For comparison, the mechanical brake levers come in at 175g (rear) and 117g (front), and the BB7 SL calipers come in at 202g. You’ll need to add cable housing to the weights to get a fair representation, but you’ll come in lighter with the hydraulic disc brakes by a bit. And have much better braking.
INSTALL NOTES & PRODUCT DETAILS
I installed the group on my Moots Psychlo-X RSL, which has closed loops for the brake hose along the top tube. This required disconnecting the rear caliper from the hose even if the length had been OK, so both front and rear brakes were bled using Avid’s standard bleed kit. Couple of notes here:
- Unless you’ve got time to kill and want to buy the bleed kit separately, pay a shop to do this.
- If you do bleed them yourself, pony up for Avid’s PRO bleed kit, it’s world’s better than the standard one.
- Give yourself at least an hour so you’re not rushed, longer if you’ve got to snake the hose inside your frame.
- Make sure you have a hose cutter.
- Push the hose down into the caliper with a good bit of force while threading it back in, otherwise the olive and barb won’t seat right and it’ll just pull right back out.
- Have an internet connected screen handy and queue up SRAM’s bleed video. It walks you through the process very easily. If you prefer printed instructions, here’s the PDF manual.
There are a number of ways to get hoses through internally routed handlebars and frames, and we’ve touched on SRAM’s basic Hydro-R install here. We’ve got a much more in depth install and bleed overview coming in a Red 22 install post.
The crankset comes with five chainring bolts. Four are standard, one is for the hidden bolt behind the crankarm.
It’s easiest if you install the hidden bolt first while the chainring is loose. That lets you trap the nut between the ring and arm while you thread the bolt into place. If you do the other bolts first, you’ll have a gap (shown on right) and you’ll need to jam something in there to hold the nut in place while you insert the bolt.
Beyond that, installation is very straight forward. Like with XX1, you simply wrap the chain around the largest cog and the chainring, then add four links to get the recommended chain length. I erred on making it ever so slightly longer since I was starting with the 38t chainring and their widest range cassette but wanted it to also work with the 40 and 42 they sent.
The chainring teeth are very tall, which helps keep the chain from bouncing off.
The Force CX1 derailleur has their Cage Lock to hold the pulley cage in the extended position for easier install and wheel changes.
The cassette is mostly individual cogs with separate spacer rings – it’s a lot of little parts.
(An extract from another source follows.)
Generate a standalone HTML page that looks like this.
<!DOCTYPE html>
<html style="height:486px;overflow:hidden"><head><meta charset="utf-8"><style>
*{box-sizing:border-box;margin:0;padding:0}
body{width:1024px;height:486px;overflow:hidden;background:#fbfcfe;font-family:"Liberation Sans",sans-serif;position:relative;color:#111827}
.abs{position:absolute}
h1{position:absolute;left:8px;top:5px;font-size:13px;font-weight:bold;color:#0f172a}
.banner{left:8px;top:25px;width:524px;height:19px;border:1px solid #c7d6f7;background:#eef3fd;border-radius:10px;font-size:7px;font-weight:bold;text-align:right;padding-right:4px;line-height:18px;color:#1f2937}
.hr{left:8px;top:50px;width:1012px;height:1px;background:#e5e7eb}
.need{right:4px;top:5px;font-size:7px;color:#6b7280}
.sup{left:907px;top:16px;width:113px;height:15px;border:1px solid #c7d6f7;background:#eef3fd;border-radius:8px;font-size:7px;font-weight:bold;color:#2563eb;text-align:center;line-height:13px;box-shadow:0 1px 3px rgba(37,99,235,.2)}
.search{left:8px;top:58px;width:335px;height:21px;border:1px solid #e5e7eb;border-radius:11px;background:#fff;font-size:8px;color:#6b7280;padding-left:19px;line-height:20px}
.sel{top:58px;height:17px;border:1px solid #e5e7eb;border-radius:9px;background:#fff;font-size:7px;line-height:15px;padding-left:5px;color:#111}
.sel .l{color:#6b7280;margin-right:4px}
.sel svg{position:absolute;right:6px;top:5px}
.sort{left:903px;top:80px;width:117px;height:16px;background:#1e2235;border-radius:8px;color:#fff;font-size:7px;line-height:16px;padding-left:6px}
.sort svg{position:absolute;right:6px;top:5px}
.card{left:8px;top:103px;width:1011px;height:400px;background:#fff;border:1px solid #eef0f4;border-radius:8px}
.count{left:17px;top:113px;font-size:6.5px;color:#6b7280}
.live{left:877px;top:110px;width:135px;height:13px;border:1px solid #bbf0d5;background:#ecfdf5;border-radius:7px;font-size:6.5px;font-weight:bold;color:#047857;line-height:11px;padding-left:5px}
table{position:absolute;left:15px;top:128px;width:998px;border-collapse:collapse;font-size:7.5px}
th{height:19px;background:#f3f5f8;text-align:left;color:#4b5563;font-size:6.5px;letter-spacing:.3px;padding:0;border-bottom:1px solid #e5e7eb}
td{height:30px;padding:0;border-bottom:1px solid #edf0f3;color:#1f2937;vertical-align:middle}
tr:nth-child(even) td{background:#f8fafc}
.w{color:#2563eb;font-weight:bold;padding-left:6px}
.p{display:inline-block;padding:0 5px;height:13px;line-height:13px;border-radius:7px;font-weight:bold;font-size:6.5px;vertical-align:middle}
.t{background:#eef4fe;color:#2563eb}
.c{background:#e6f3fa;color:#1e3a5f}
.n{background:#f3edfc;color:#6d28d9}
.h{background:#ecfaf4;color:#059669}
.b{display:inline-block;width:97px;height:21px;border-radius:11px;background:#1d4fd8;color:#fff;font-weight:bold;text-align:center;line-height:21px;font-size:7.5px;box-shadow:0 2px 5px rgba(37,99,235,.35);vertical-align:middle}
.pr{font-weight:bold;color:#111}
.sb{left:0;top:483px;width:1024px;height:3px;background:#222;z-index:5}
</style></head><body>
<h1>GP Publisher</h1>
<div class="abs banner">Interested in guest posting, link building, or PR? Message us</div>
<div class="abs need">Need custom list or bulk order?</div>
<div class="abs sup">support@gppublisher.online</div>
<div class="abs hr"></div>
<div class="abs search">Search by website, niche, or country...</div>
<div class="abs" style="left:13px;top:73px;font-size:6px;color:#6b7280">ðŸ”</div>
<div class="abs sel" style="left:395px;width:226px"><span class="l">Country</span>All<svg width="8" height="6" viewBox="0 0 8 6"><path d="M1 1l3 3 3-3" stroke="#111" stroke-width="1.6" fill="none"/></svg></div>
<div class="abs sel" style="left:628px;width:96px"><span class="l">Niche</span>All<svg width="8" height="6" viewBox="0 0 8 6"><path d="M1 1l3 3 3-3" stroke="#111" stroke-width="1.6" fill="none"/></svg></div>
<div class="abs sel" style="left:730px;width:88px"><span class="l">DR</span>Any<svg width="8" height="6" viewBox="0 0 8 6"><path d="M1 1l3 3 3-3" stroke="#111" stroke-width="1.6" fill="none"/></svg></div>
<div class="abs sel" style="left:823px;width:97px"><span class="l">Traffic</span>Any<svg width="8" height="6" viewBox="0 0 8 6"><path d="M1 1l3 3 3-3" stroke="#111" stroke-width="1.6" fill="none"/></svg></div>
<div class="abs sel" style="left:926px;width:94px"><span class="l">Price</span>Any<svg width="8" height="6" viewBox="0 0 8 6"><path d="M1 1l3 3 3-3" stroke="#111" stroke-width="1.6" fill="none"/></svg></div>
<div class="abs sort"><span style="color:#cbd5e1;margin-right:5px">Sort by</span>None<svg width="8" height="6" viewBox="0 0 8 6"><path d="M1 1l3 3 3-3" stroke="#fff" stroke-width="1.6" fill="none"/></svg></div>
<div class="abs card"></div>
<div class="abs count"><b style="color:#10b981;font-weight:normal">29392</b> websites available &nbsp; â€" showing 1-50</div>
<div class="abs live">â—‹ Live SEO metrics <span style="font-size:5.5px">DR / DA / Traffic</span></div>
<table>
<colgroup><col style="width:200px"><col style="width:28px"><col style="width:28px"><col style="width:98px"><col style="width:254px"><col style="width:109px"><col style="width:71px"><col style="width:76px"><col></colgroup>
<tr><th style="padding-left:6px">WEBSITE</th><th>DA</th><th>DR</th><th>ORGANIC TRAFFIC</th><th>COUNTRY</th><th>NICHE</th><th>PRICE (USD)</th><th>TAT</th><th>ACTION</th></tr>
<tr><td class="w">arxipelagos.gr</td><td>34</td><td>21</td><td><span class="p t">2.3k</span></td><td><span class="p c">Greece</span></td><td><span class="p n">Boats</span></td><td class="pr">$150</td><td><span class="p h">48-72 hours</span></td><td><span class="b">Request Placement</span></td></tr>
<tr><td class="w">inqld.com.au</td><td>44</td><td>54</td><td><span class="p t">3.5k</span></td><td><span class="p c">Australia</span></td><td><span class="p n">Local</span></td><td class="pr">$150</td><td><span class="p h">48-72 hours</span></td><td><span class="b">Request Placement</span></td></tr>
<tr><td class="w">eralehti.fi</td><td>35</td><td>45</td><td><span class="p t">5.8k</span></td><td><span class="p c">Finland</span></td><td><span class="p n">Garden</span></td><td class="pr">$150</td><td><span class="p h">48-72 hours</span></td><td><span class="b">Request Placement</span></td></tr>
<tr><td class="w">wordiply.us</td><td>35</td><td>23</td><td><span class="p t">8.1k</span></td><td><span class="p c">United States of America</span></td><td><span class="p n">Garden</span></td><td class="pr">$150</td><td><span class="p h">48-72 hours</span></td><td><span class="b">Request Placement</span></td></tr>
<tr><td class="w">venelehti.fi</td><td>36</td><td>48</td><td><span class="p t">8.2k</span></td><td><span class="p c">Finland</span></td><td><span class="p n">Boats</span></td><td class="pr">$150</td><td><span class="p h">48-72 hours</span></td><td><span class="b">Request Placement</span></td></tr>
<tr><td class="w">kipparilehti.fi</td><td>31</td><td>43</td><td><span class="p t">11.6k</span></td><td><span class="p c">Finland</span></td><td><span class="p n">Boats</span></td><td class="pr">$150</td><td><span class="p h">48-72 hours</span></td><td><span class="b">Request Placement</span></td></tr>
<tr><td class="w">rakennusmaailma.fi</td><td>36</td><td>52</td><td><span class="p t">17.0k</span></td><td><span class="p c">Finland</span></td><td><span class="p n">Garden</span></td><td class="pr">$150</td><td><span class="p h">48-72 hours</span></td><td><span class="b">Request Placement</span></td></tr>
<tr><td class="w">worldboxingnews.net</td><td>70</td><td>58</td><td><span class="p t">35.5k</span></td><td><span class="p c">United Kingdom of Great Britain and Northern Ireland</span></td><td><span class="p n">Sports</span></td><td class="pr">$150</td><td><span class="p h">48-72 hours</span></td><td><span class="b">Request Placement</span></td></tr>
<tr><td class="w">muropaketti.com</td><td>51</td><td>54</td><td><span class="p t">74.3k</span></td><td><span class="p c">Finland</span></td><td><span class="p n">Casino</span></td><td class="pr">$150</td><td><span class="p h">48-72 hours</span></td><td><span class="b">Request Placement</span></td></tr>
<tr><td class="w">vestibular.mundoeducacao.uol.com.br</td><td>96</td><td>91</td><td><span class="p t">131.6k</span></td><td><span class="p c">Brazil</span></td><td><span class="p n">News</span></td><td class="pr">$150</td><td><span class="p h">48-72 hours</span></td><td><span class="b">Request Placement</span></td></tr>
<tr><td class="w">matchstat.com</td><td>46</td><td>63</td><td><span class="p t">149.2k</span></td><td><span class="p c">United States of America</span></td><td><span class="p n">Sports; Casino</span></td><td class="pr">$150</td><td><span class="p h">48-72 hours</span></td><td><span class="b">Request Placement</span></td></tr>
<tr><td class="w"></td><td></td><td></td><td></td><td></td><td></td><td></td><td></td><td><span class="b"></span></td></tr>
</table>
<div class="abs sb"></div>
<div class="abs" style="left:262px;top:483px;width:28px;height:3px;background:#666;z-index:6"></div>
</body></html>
Yes, the hoods are huge, but the overall shape is comfy. The rubber covers have an unfortunate tendency to flare out. As soon as I push them back in flush, they’re right back out again. They have independent reach adjust for both brake and shift levers. During the bleed process, brake fluid can drip down along the edge of the cover, so be sure to pull it all the way back and wipe clean with isopropyl alcohol before putting it all back together.
The brakes are easy to get centered over the rotor and have been very quiet so far. Compared to the first generation rotors, the new Centerline models are much quieter and smoother.
They’re the same calipers as for road bikes, hence the Force branding.
Having already done one SRAM Hydro RD install with my Red 22 group, this one was pretty straightforward, but it’s still time consuming. Drivetrain set up is much quicker and pretty standard, too. Overall, the included instructions and videos get you 95% of the way there, the rest is common sense and personal preference.
I used the amazing BB Infinite PFBB30 bottom bracket for this install, which will be featured in a separate review.